Speaker
Description
Short-Range Correlations (SRCs) are transient, high-density configurations within nuclei, where a proton and neutron approach distances comparable to the nucleon radius, forming strongly interacting, high-momentum pairs. SRCs provide critical insight into the transition region between two fundamental descriptions of nuclear matter: the low-resolution picture based on nucleons and their interactions, and the high-resolution regime governed by quarks and gluons. Recent electron-scattering experiments at Jefferson Lab have established SRCs as a central feature of nuclear structure, impacting our understanding of nucleon-nucleon interactions, nuclear binding, and many-body dynamics.

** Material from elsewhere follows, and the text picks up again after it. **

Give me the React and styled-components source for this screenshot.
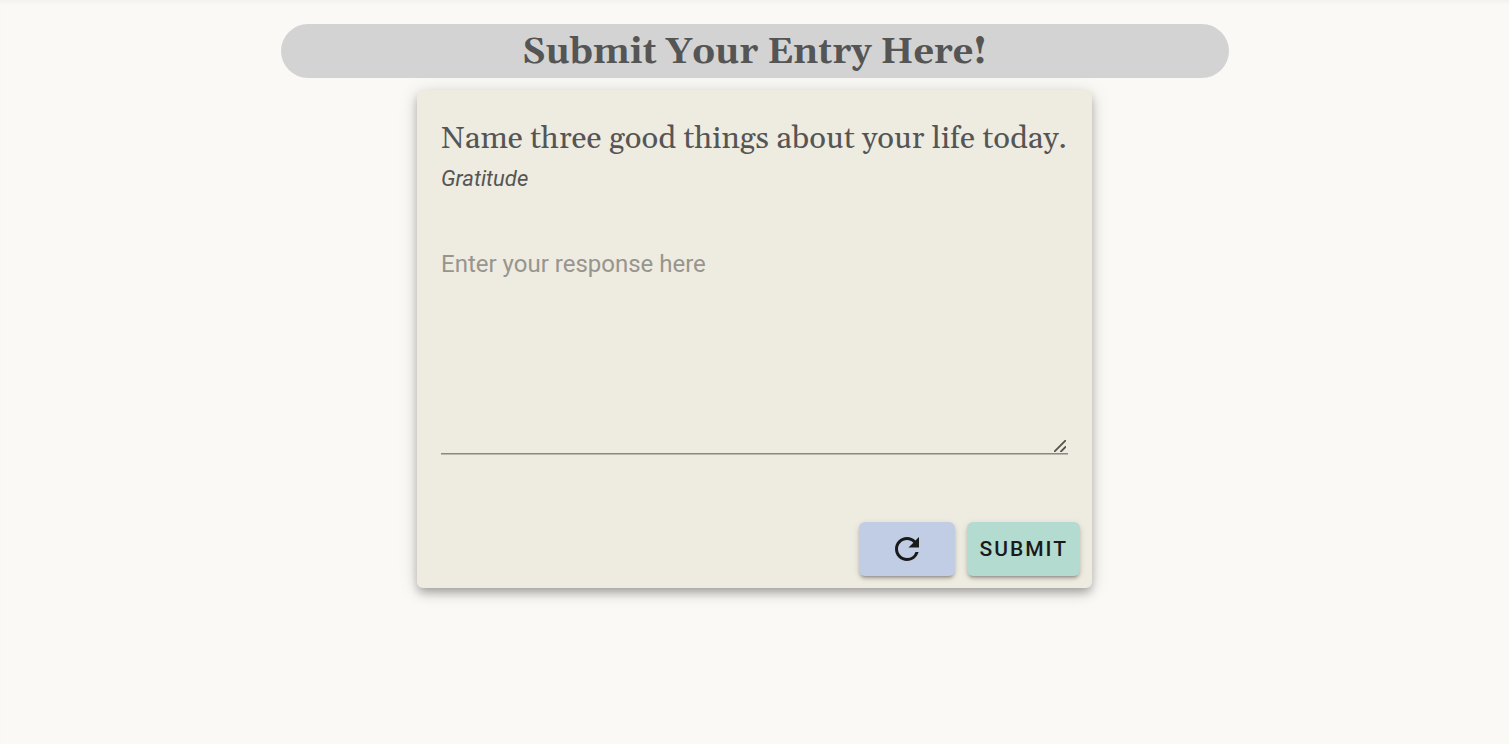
import React, { useState } from "react";
import styled, { createGlobalStyle } from "styled-components";
import { MdRefresh } from "react-icons/md";

const GlobalStyle = createGlobalStyle`
  *, *::before, *::after { box-sizing: border-box; }
  body {
    margin: 0;
    background: #faf9f5;
    color: #555;
    font-family: Roboto, "Liberation Sans", sans-serif;
  }
`;

const Page = styled.main`
  display: flex;
  flex-direction: column;
  align-items: center;
  gap: 12px;
  min-height: 100vh;
  padding: 24px;
  box-shadow: inset 0 4px 4px -2px rgba(0, 0, 0, 0.04);
`;

const Banner = styled.h1`
  width: 100%;
  max-width: 948px;
  margin: 0;
  padding-top: 4px;
  border-radius: 27px;
  background: #d3d3d3;
  font-family: Gelasio, Georgia, "Liberation Serif", serif;
  font-size: 36px;
  font-weight: 700;
  line-height: 50px;
  text-align: center;
`;

const Card = styled.form`
  width: 100%;
  max-width: 675px;
  border-radius: 6px;
  background: #eeebe0;
  box-shadow: 0 5px 8px -2px rgba(0, 0, 0, 0.2), 0 6px 12px rgba(0, 0, 0, 0.14),
    0 2px 20px rgba(0, 0, 0, 0.12);
`;

const CardContent = styled.div`
  display: flex;
  flex-direction: column;
  padding: 24px 24px 56px;
`;

const Question = styled.h2`
  margin: 0;
  font-family: Gelasio, Georgia, "Liberation Serif", serif;
  font-size: 31px;
  font-weight: 400;
  line-height: 50px;
`;

const Category = styled.p`
  margin: 0 0 48px;
  font-size: 22px;
  font-style: italic;
  font-weight: 400;
  line-height: 30px;
`;

const ResponseField = styled.div`
  position: relative;
`;

const Response = styled.textarea`
  display: block;
  width: 100%;
  height: 212px;
  padding: 6px 0;
  border: 0;
  border-bottom: 1px solid #8a8982;
  border-radius: 0;
  outline: 0;
  background: transparent;
  box-shadow: 0 1px 0 #bab8af;
  color: #333;
  font: 400 24px/32px Roboto, "Liberation Sans", sans-serif;
  resize: vertical;

  &::placeholder {
    color: #97958e;
    opacity: 1;
  }

  &::-webkit-resizer {
    background: transparent;
  }
`;

const ResizeGrip = styled.svg`
  position: absolute;
  right: 2px;
  bottom: 2px;
  pointer-events: none;
`;

const CardActions = styled.div`
  display: flex;
  justify-content: flex-end;
  gap: 12px;
  padding: 12px;
`;

const ActionButton = styled.button`
  display: inline-flex;
  align-items: center;
  justify-content: center;
  min-width: 96px;
  height: 54px;
  padding: 0 12px;
  border: 0;
  border-radius: 6px;
  background: ${({ $color }) => $color};
  color: #1a1a1a;
  box-shadow: 0 4px 2px -3px rgba(0, 0, 0, 0.2), 0 3px 3px rgba(0, 0, 0, 0.14),
    0 2px 7px rgba(0, 0, 0, 0.12);
  font: 500 21px/36px Roboto, "Liberation Sans", sans-serif;
  letter-spacing: 2px;
  text-transform: uppercase;
  cursor: pointer;
`;

export default function App() {
  const [response, setResponse] = useState("");

  return (
    <>
      <GlobalStyle />
      <Page>
        <Banner>Submit Your Entry Here!</Banner>
        <Card onSubmit={(event) => event.preventDefault()}>
          <CardContent>
            <Question id="question">
              Name three good things about your life today.
            </Question>
            <Category>Gratitude</Category>
            <ResponseField>
              <Response
                aria-labelledby="question"
                placeholder="Enter your response here"
                value={response}
                onChange={(event) => setResponse(event.target.value)}
              />
              <ResizeGrip width="12" height="12" viewBox="0 0 12 12" aria-hidden="true">
                <path d="M0 12 12 0M6.5 12 12 6.5" stroke="#55534e" strokeWidth="1.8" />
              </ResizeGrip>
            </ResponseField>
          </CardContent>
          <CardActions>
            <ActionButton type="button" $color="#c0cde4" aria-label="New prompt">
              <MdRefresh size={36} />
            </ActionButton>
            <ActionButton type="submit" $color="#b4dbd0">
              Submit
            </ActionButton>
          </CardActions>
        </Card>
      </Page>
    </>
  );
}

The SRC program at the Joint Institute for Nuclear Research (JINR) complements these studies by using 3–4 GeV/c per nucleon carbon-12 beams incident on a cryogenic liquid hydrogen target. Two dedicated experiments at the BM@N setup were optimized to probe SRCs via hard quasi-elastic (p,2p) knockout reactions in inverse kinematics. We present the first physics results from the 2022 measurement of the 12C(p,2p)11B reaction, offering new insights into SRC dynamics in nuclei. Looking ahead, the next phase of the program will utilize a tensor-polarized deuteron beam to explore spin-dependent aspects of SRCs, further advancing our understanding of the nuclear force at short distances.